**AIM**
Identify all lines in the listing that include the word "styles", and copy them out.
::::
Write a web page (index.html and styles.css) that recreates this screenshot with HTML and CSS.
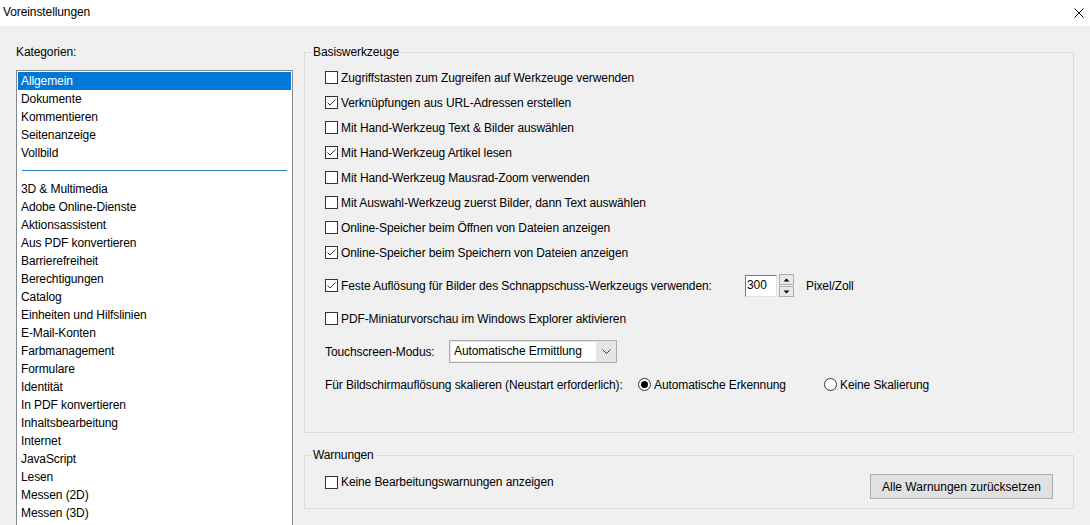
FILE: index.html
```html
<!DOCTYPE html>
<html lang="de">
<head>
  <meta charset="UTF-8" />
  <title>Voreinstellungen</title>
  <link rel="stylesheet" href="styles.css">
</head>
<body>
  <div class="titlebar">
    <span class="title">Voreinstellungen</span>
    <svg class="close" width="10" height="10" viewBox="0 0 10 10"><path d="M0.5 0.5 L9.5 9.5 M9.5 0.5 L0.5 9.5" stroke="#000" stroke-width="1" fill="none"/></svg>
  </div>

  <div class="main">
    <div class="left">
      <div class="cat-label">Kategorien:</div>
      <ul class="list">
        <li class="selected">Allgemein</li>
        <li>Dokumente</li>
        <li>Kommentieren</li>
        <li>Seitenanzeige</li>
        <li>Vollbild</li>
        <li class="sep"></li>
        <li>3D &amp; Multimedia</li>
        <li>Adobe Online-Dienste</li>
        <li>Aktionsassistent</li>
        <li>Aus PDF konvertieren</li>
        <li>Barrierefreiheit</li>
        <li>Berechtigungen</li>
        <li>Catalog</li>
        <li>Einheiten und Hilfslinien</li>
        <li>E-Mail-Konten</li>
        <li>Farbmanagement</li>
        <li>Formulare</li>
        <li>Identität</li>
        <li>In PDF konvertieren</li>
        <li>Inhaltsbearbeitung</li>
        <li>Internet</li>
        <li>JavaScript</li>
        <li>Lesen</li>
        <li>Messen (2D)</li>
        <li>Messen (3D)</li>
      </ul>
    </div>

    <div class="right">
      <fieldset class="group">
        <legend>Basiswerkzeuge</legend>
        <div class="row"><span class="cb"></span>Zugriffstasten zum Zugreifen auf Werkzeuge verwenden</div>
        <div class="row"><span class="cb checked"><svg width="11" height="11" viewBox="0 0 11 11"><path d="M1.5 5.5 L4 8 L9.5 2.5" stroke="#333" stroke-width="1" fill="none"/></svg></span>Verknüpfungen aus URL-Adressen erstellen</div>
        <div class="row"><span class="cb"></span>Mit Hand-Werkzeug Text &amp; Bilder auswählen</div>
        <div class="row"><span class="cb checked"><svg width="11" height="11" viewBox="0 0 11 11"><path d="M1.5 5.5 L4 8 L9.5 2.5" stroke="#333" stroke-width="1" fill="none"/></svg></span>Mit Hand-Werkzeug Artikel lesen</div>
        <div class="row"><span class="cb"></span>Mit Hand-Werkzeug Mausrad-Zoom verwenden</div>
        <div class="row"><span class="cb"></span>Mit Auswahl-Werkzeug zuerst Bilder, dann Text auswählen</div>
        <div class="row"><span class="cb"></span>Online-Speicher beim Öffnen von Dateien anzeigen</div>
        <div class="row"><span class="cb checked"><svg width="11" height="11" viewBox="0 0 11 11"><path d="M1.5 5.5 L4 8 L9.5 2.5" stroke="#333" stroke-width="1" fill="none"/></svg></span>Online-Speicher beim Speichern von Dateien anzeigen</div>

        <div class="wide-rows">
          <div class="row tall">
            <span class="snap-label"><span class="cb checked"><svg width="11" height="11" viewBox="0 0 11 11"><path d="M1.5 5.5 L4 8 L9.5 2.5" stroke="#333" stroke-width="1" fill="none"/></svg></span>Feste Auflösung für Bilder des Schnappschuss-Werkzeugs verwenden:</span>
            <span class="spin">
              <span class="spin-input">300</span>
              <span class="spin-btns">
                <span class="spin-btn"><svg width="7" height="4" viewBox="0 0 7 4"><path d="M0.5 3.5 L3.5 0.5 L6.5 3.5 Z" fill="#000"/></svg></span>
                <span class="spin-btn"><svg width="7" height="4" viewBox="0 0 7 4"><path d="M0.5 0.5 L3.5 3.5 L6.5 0.5 Z" fill="#000"/></svg></span>
              </span>
            </span>
            <span class="unit">Pixel/Zoll</span>
          </div>
          <div class="row tall"><span class="cb"></span>PDF-Miniaturvorschau im Windows Explorer aktivieren</div>
          <div class="row tall">
            <span class="touch-label">Touchscreen-Modus:</span>
            <span class="select">
              <span class="select-text">Automatische Ermittlung</span>
              <span class="select-arrow"><svg width="9" height="5" viewBox="0 0 9 5"><path d="M0.5 0.5 L4.5 4.5 L8.5 0.5" stroke="#333" stroke-width="1" fill="none"/></svg></span>
            </span>
          </div>
          <div class="row tall">
            <span class="scale-label">Für Bildschirmauflösung skalieren (Neustart erforderlich):</span>
            <span class="radio-opt first"><span class="radio on"></span>Automatische Erkennung</span>
            <span class="radio-opt"><span class="radio"></span>Keine Skalierung</span>
          </div>
        </div>
      </fieldset>

      <fieldset class="group warn">
        <legend>Warnungen</legend>
        <div class="warn-row">
          <div class="row short"><span class="cb"></span>Keine Bearbeitungswarnungen anzeigen</div>
          <button class="btn">Alle Warnungen zurücksetzen</button>
        </div>
      </fieldset>
    </div>
  </div>
</body>
</html>
```

FILE: styles.css
```css
html, body {
  margin: 0;
  padding: 0;
  height: 100%;
  overflow: hidden;
}
body {
  font-family: 'Liberation Sans', Arial, sans-serif;
  font-size: 12px;
  line-height: 16px;
  letter-spacing: -0.1px;
  color: #000;
  background: #f0f0f0;
}
.titlebar {
  height: 26px;
  background: #fff;
  display: flex;
  align-items: center;
  justify-content: space-between;
  padding: 0 6px 2px 3px;
  box-sizing: border-box;
}
.close {
  margin-top: 2px;
}
.main {
  display: flex;
  padding: 18px 16px 0 16px;
  gap: 11px;
}
.left {
  width: 277px;
  flex: none;
}
.cat-label {
  margin-bottom: 10px;
}
.list {
  list-style: none;
  margin: 0;
  padding: 1px;
  background: #fff;
  border: 1px solid #828790;
  border-bottom: none;
  height: 470px;
  overflow: hidden;
}
.list li {
  height: 18px;
  line-height: 18px;
  padding-left: 3px;
  white-space: nowrap;
}
.list li.selected {
  background: #0078d7;
  color: #fff;
}
.list li.sep {
  height: 18px;
  display: flex;
  align-items: center;
  padding: 0 4px 1px 4px;
  box-sizing: border-box;
}
.list li.sep::after {
  content: "";
  flex: 1;
  height: 1px;
  background: #2b86c5;
}
.right {
  flex: none;
  width: 770px;
}
.group {
  margin: 0;
  border: 1px solid #dcdcdc;
  padding: 5px 20px 31px 20px;
  min-width: 0;
}
.group legend {
  padding: 0 2px;
  margin-left: -14px;
  line-height: 16px;
}
.row {
  height: 25px;
  display: flex;
  align-items: center;
  white-space: nowrap;
}
.wide-rows {
  margin-top: 4px;
}
.row.tall {
  height: 33px;
}
.cb {
  width: 11px;
  height: 11px;
  border: 1px solid #333;
  background: #fff;
  margin-right: 3px;
  flex: none;
  display: flex;
}
.snap-label {
  width: 420px;
  display: flex;
  align-items: center;
}
.spin {
  display: flex;
  align-items: center;
  gap: 2px;
}
.spin-input {
  width: 32px;
  height: 22px;
  line-height: 19px;
  box-sizing: border-box;
  background: #fff;
  border: 1px solid #7a7a7a;
  border-right-color: #e3e3e3;
  border-bottom-color: #e3e3e3;
  padding-left: 1px;
}
.spin-btns {
  display: flex;
  flex-direction: column;
  gap: 1px;
}
.spin-btn {
  width: 13px;
  height: 9px;
  border: 1px solid #adadad;
  background: #e9e9e9;
  display: flex;
  align-items: center;
  justify-content: center;
}
.unit {
  margin-left: 12px;
}
.touch-label {
  width: 124px;
}
.select {
  width: 168px;
  height: 23px;
  box-sizing: border-box;
  border: 1px solid #adadad;
  background: #e5e5e5;
  display: flex;
}
.select-text {
  flex: 1;
  background: #fff;
  margin: 1px 0 1px 1px;
  padding-left: 3px;
  line-height: 19px;
}
.select-arrow {
  width: 20px;
  display: flex;
  align-items: center;
  justify-content: center;
  background: #e5e5e5;
}
.scale-label {
  width: 313px;
}
.radio-opt {
  display: flex;
  align-items: center;
}
.radio-opt.first {
  width: 186px;
}
.radio {
  width: 11px;
  height: 11px;
  border: 1px solid #333;
  border-radius: 50%;
  background: #fff;
  margin-right: 3px;
  display: flex;
  align-items: center;
  justify-content: center;
}
.radio.on::after {
  content: "";
  width: 7px;
  height: 7px;
  border-radius: 50%;
  background: #000;
}
.warn {
  margin-top: 14px;
  padding: 11px 20px 9px 20px;
}
.warn-row {
  display: flex;
  justify-content: space-between;
  align-items: flex-start;
}
.row.short {
  height: 16px;
}
.btn {
  font: inherit;
  width: 183px;
  height: 25px;
  background: #e1e1e1;
  border: 1px solid #adadad;
  padding: 0;
  color: #000;
}
```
::::
**FULL RESPONSE**
Write a web page (index.html and styles.css) that recreates this screenshot with HTML and CSS.
  <link rel="stylesheet" href="styles.css">
FILE: styles.css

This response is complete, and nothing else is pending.